The American Brain Tumor Association was founded in 1973 by two mothers, Susan Netchin Kramer and Linda Gene Goldstein, who both had young daughters with brain tumors.

In 1972, Susan was a busy young mother with two preschool daughters. However, in March, her life changed forever when she learned that her 4-year-old daughter Stephanie had a brain tumor.

“We could not have asked for more in a child. She promised so much; so bright, caring, loving, and remarkably beautiful,” Susan said. “The doctors’ diagnosis told us that Stephanie’s promise would never be fulfilled. No, not Stephanie Not my child. Such things happen to other people. But, truth to tell, we are other people.”

Linda’s daughter Micki Rae Shanoff was a typical 6-year-old girl. She loved warm jammies, frilly dresses, going to Sunday lunch with her dad, and anything that was purple.

“How lucky and honored I was to be her mother,” Linda said. “Our all-American girl never realized how wonderful or beautiful she was.”

One day in August of 1972, Micki Rae didn’t feel well. She crawled into Linda’s bed and said she was seeing two of everything. The doctor’s performed exploratory surgery and found that Micki Rae had a glioblastoma multiforme of the pons and predicted she had only four to six months to live.

After four and a half months in the hospital, Micki Rae went into remission for two weeks. She came home from the hospital and immediately ran out to play with the neighborhood kids. She even went to first grade for a week. But on January 8, 1973, Micki Rae passed away.

Susan reached out to Linda and asked if she would be interested in starting a foundation, in memory of Micki Rae, to raise funds for brain tumor research, which at the time had little funding. Susan and Linda learned that far more was needed than just money: support, information, and answers to questions like where to go, what to do, who to see, and how to cope.

They began planning in January 1973, contacting family, friends, associates, and doctors to gain support and learn more.
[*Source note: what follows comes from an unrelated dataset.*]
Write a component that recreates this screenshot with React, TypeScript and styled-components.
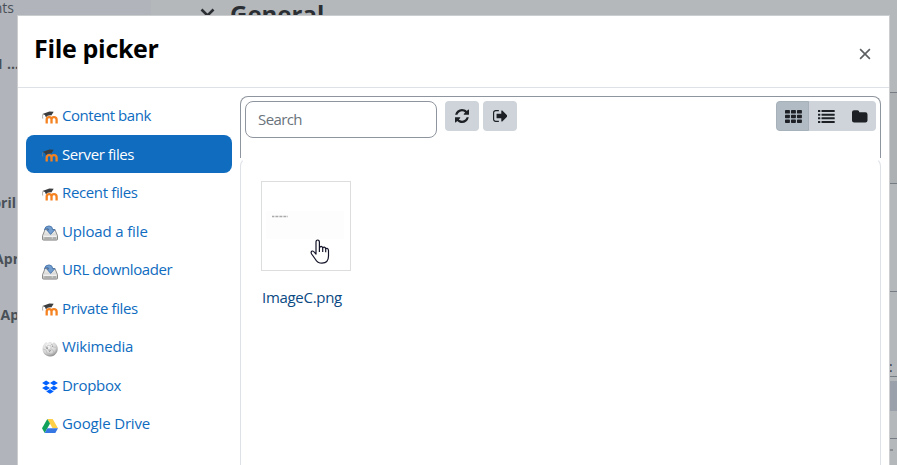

In April 1973, Susan and Linda held the foundation’s first informational meeting and were heartened and encouraged by the wonderful outcome.

In June of 1974, two years after Stephanie’s completed radiation therapy, the tumor was back. Stephanie spent the summer in a wheelchair, traveling to California for her experimental chemotherapy treatments. On August 19, Stephanie’s family celebrated her seventh birthday with a great “hoopla” at the pool she loved, in the summer sun. Two weeks later, on September 3, 1974, Stephanie passed away.

Both Susan and Linda say they never could have imagined that their little foundation would grow into the international organization it is today. They give credit to their special little girls – who brought so much love and sunshine to everyone around them – for giving them the inspiration to help others find answers and cope with this terrible illness. Through the ABTA, their promise is being fulfilled.